Mainly the focus in this still early stage of the rebuild should be in asset gathering before spending and consolidation. The Matt Duchene trade brought in help in that area but still only net results in one extra pick (even after Ottawa likely defers their first-round pick to 2019 thanks to the Avalanche already spending a 2019 4th round pick on Colin Wilson) in the next two drafts. Additionally, a core player trade should not be the only avenue in which the Avalanche obtain draft picks.

Moves are still expected as the Avalanche generally tend to make a few deals that aren’t always felt at the NHL surface but serve to move around AHL pieces for minor league depth next season or prospects the organization feels ready to move on from. A prospect swap involving someone like Chris Bigras, who is in his final year of his ELC and waiver exemption, might make sense in this vein.
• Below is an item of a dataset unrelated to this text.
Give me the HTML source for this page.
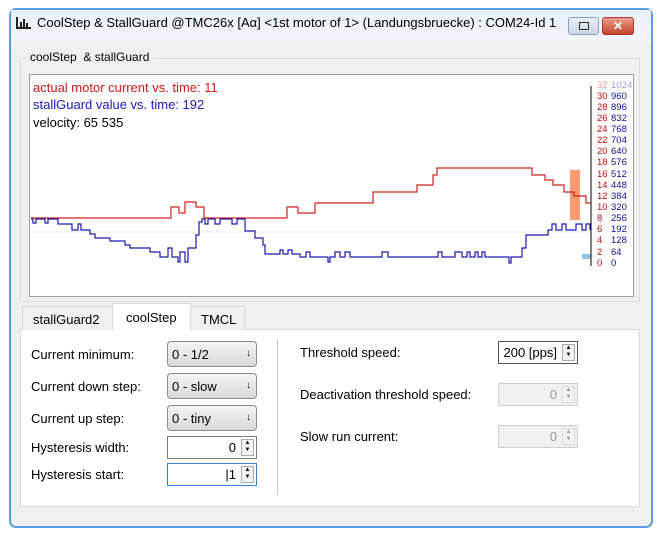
<!DOCTYPE html>
<html><head><meta charset="utf-8"><style>
*{box-sizing:border-box;margin:0;padding:0}
body{width:657px;height:536px;background:#fff;font-family:"Liberation Sans",sans-serif;font-size:13px;color:#000;position:relative;overflow:hidden}
.abs{position:absolute}
.win{left:9px;top:8px;width:644px;height:520px;border:2px solid #5a9ee0;border-radius:7px;background:#f0f0f0}
.title{left:11px;top:10px;width:640px;height:32px;background:linear-gradient(#e9f1fa,#f3f6fa)}
.lbl{font-size:13px;white-space:nowrap}
.combo{width:90px;height:26px;border:1px solid #8a8a8a;border-radius:4px;background:linear-gradient(#f4f4f4,#d8d8d8);padding:5px 4px;font-size:13px}
.combo:after{content:"↓";position:absolute;right:5px;top:6px;font-size:10px}
.spin{height:23px;border:1px solid #7a7a7a;background:#fff;text-align:right;padding:3px 20px 0 0;font-size:13px}
.spin.dis{border-color:#cfcfcf;background:#f0f0f0;color:#999}
.arr{position:absolute;right:2px;top:2px;width:13px;height:17px;border:1px solid #aaa;background:#f2f2f2;font-size:6px;line-height:7px;text-align:center}
.ax span{position:absolute;font-size:9.5px}
</style></head><body>
<div class="abs win"></div>
<div class="abs title"></div>
<svg class="abs" style="left:16px;top:17px" width="15" height="12"><rect x="0" y="0" width="2" height="12" fill="#222"/><rect x="4" y="5" width="2" height="7" fill="#222"/><rect x="7" y="2" width="2" height="10" fill="#222"/><rect x="10" y="6" width="2" height="6" fill="#222"/><rect x="0" y="10" width="15" height="2" fill="#222"/></svg>
<div class="abs lbl" style="left:37px;top:15px;font-size:13px">CoolStep &amp; StallGuard @TMC26x [Aα] &lt;1st motor of 1&gt; (Landungsbruecke) : COM24-Id 1</div>
<div class="abs" style="left:568px;top:17px;width:31px;height:18px;border:1px solid #8aa3c0;border-radius:3px;background:linear-gradient(#e8eef6,#c9d6e6)"><div style="margin:4px auto;width:10px;height:8px;border:1px solid #333"></div></div>
<div class="abs" style="left:602px;top:17px;width:32px;height:18px;border:1px solid #a33;border-radius:3px;background:linear-gradient(#e8a08e,#c8432a);color:#fff;text-align:center;font-weight:bold;font-size:12px;line-height:16px">✕</div>

<div class="abs" style="left:20px;top:58px;width:620px;height:244px;border:1px solid #dcdcdc"></div>
<div class="abs lbl" style="left:26px;top:50px;background:#f0f0f0;padding:0 4px;font-size:12px">coolStep &nbsp;&amp; stallGuard</div>

<div class="abs" style="left:29px;top:74px;width:605px;height:223px;border:1px solid #a0a0a0;background:#fff"></div>
<svg class="abs" style="left:0;top:0" width="657" height="536">
<line x1="31" y1="232" x2="590" y2="232" stroke="#e6e8f0"/>
<rect x="570" y="170" width="10" height="50" fill="#ff9a70"/>
<rect x="582" y="254" width="9" height="5" fill="#90c4e0"/>
<polyline fill="none" stroke="#d02020" stroke-width="1.2" points="31,218 171,218 171,207 179,207 179,213 185,213 185,202 196,202 196,207 204,207 204,218 287,218 287,207 298,207 298,213 315,213 315,203 373,203 373,192 379,192 379,192 417,192 417,185 433,185 433,175 437,175 437,168 532,168 532,175 545,175 545,180 553,180 553,185 564,185 564,192 574,192 574,196 586,196 586,203 591,203"/>
<polyline fill="none" stroke="#1a1ab0" stroke-width="1.2" points="31,219 33,219 33,223 36,223 36,219 45,219 45,223 48,223 48,219 58,219 58,224 72,224 72,230 78,230 78,224 81,224 81,230 90,230 90,234 95,234 95,238 110,238 110,241 125,241 125,245 130,245 130,248 150,248 150,252 160,252 160,257 168,257 168,248 172,248 172,257 178,257 178,262 180,262 180,252 185,252 185,262 188,262 188,248 196,248 196,235 199,235 199,222 202,222 202,219 205,219 205,224 208,224 208,219 215,219 215,224 220,224 220,219 232,219 232,224 237,224 237,219 245,219 245,231 255,231 255,238 263,238 263,245 265,245 265,254 280,254 280,250 283,250 283,254 288,254 288,250 292,250 292,254 300,254 300,257 306,257 306,252 310,252 310,257 328,257 328,262 330,262 330,257 335,257 335,252 340,252 340,257 345,257 345,252 350,252 350,257 382,257 382,252 388,252 388,257 438,257 438,252 442,252 442,257 455,257 455,252 462,252 462,257 467,257 467,252 470,252 470,257 475,257 475,252 478,252 478,257 482,257 482,252 485,252 485,257 509,257 509,263 511,263 511,257 522,257 522,248 526,248 526,235 548,235 548,230 552,230 552,224 556,224 556,230 562,230 562,224 566,224 566,230 576,230 576,224 582,224 582,230 586,230 586,224 590,224 590,230"/>
<line x1="591" y1="86" x2="591" y2="266" stroke="#000"/>
</svg>
<div class="abs lbl" style="left:33px;top:80px;color:#d01818">actual motor current vs. time: 11</div>
<div class="abs lbl" style="left:33px;top:97px;color:#1a1ac0">stallGuard value vs. time: 192</div>
<div class="abs lbl" style="left:33px;top:115px">velocity: 65 535</div>
<div class="abs ax" style="left:0;top:0">
<span style="left:597px;top:80px;color:#f0a0a0">32</span><span style="left:611px;top:80px;color:#a0a0e0">1024</span>
<span style="left:597px;top:91px;color:#c01010">30</span><span style="left:611px;top:91px;color:#1010a0">960</span>
<span style="left:597px;top:102px;color:#c01010">28</span><span style="left:611px;top:102px;color:#1010a0">896</span>
<span style="left:597px;top:113px;color:#c01010">26</span><span style="left:611px;top:113px;color:#1010a0">832</span>
<span style="left:597px;top:124px;color:#c01010">24</span><span style="left:611px;top:124px;color:#1010a0">768</span>
<span style="left:597px;top:135px;color:#c01010">22</span><span style="left:611px;top:135px;color:#1010a0">704</span>
<span style="left:597px;top:146px;color:#c01010">20</span><span style="left:611px;top:146px;color:#1010a0">640</span>
<span style="left:597px;top:157px;color:#c01010">18</span><span style="left:611px;top:157px;color:#1010a0">576</span>
<span style="left:597px;top:169px;color:#c01010">16</span><span style="left:611px;top:169px;color:#1010a0">512</span>
<span style="left:597px;top:180px;color:#c01010">14</span><span style="left:611px;top:180px;color:#1010a0">448</span>
<span style="left:597px;top:191px;color:#c01010">12</span><span style="left:611px;top:191px;color:#1010a0">384</span>
<span style="left:597px;top:202px;color:#c01010">10</span><span style="left:611px;top:202px;color:#1010a0">320</span>
<span style="left:597px;top:213px;color:#c01010">8</span><span style="left:611px;top:213px;color:#1010a0">256</span>
<span style="left:597px;top:224px;color:#c01010">6</span><span style="left:611px;top:224px;color:#1010a0">192</span>
<span style="left:597px;top:235px;color:#c01010">4</span><span style="left:611px;top:235px;color:#1010a0">128</span>
<span style="left:597px;top:247px;color:#c01010">2</span><span style="left:611px;top:247px;color:#1010a0">64</span>
<span style="left:597px;top:258px;color:#c01010">0</span><span style="left:611px;top:258px;color:#1010a0">0</span>
</div>

<div class="abs" style="left:20px;top:329px;width:620px;height:178px;border:1px solid #d8d8d8;background:#fff"></div>
<div class="abs" style="left:22px;top:306px;width:91px;height:24px;border:1px solid #d8d8d8;border-bottom:none;background:#f0f0f0;padding:5px 0 0 10px">stallGuard2</div>
<div class="abs" style="left:112px;top:303px;width:79px;height:27px;border:1px solid #d8d8d8;border-bottom:none;background:#fff;padding:6px 0 0 13px">coolStep</div>
<div class="abs" style="left:190px;top:306px;width:55px;height:24px;border:1px solid #d8d8d8;border-bottom:none;background:#f0f0f0;padding:5px 0 0 10px">TMCL</div>

<div class="abs lbl" style="left:31px;top:347px">Current minimum:</div>
<div class="abs lbl" style="left:31px;top:379px">Current down step:</div>
<div class="abs lbl" style="left:31px;top:411px">Current up step:</div>
<div class="abs lbl" style="left:31px;top:440px">Hysteresis width:</div>
<div class="abs lbl" style="left:31px;top:467px">Hysteresis start:</div>
<div class="abs combo" style="left:167px;top:341px">0 - 1/2</div>
<div class="abs combo" style="left:167px;top:373px">0 - slow</div>
<div class="abs combo" style="left:167px;top:405px">0 - tiny</div>
<div class="abs spin" style="left:167px;top:436px;width:90px">0<div class="arr">▲<br>▼</div></div>
<div class="abs spin" style="left:167px;top:463px;width:90px;border-color:#3a7fd0">|1<div class="arr">▲<br>▼</div></div>
<div class="abs" style="left:277px;top:340px;width:1px;height:155px;background:#c8c8c8"></div>

<div class="abs lbl" style="left:300px;top:345px">Threshold speed:</div>
<div class="abs lbl" style="left:300px;top:387px">Deactivation threshold speed:</div>
<div class="abs lbl" style="left:300px;top:429px">Slow run current:</div>
<div class="abs spin" style="left:498px;top:341px;width:80px;border-color:#555">200 [pps]<div class="arr">▲<br>▼</div></div>
<div class="abs spin dis" style="left:498px;top:383px;width:80px">0<div class="arr" style="border-color:#ddd;color:#999">▲<br>▼</div></div>
<div class="abs spin dis" style="left:498px;top:425px;width:80px">0<div class="arr" style="border-color:#ddd;color:#999">▲<br>▼</div></div>
</body></html>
The Avalanche need to also consider moving out NHL roster players on expiring contracts such as Blake Comeau and Mark Barberio to not only get an asset in return but to also make room and plan for the future. Such as any incoming prospect acquisition who might need a trial run in the NHL or to bring up and keep other rookies such as Vladislav Kamenev, AJ Greer and Dominic Toninato who should push for permanent roster spots next season and gaining NHL experience now has value.

Don’t do anything stupid

Although the Avalanche might feel relatively set with their young roster and place in the standings with still a shot at the playoffs, the deadline is a big opportunity to make headway on the execution and realization on plans for the future. This does not undermine the opportunity they have in front of them to remain competitive and keep pushing for the playoffs. Depth players such as Gabriel Bourque have already stepped up to fill gaps with injuries and giving more NHL experience to young pieces who are parts of the future will only pay dividends down the road. Plus with Nathan MacKinnon leading the way, the Avalanche can offer an exciting present while they work behind the scenes on the future.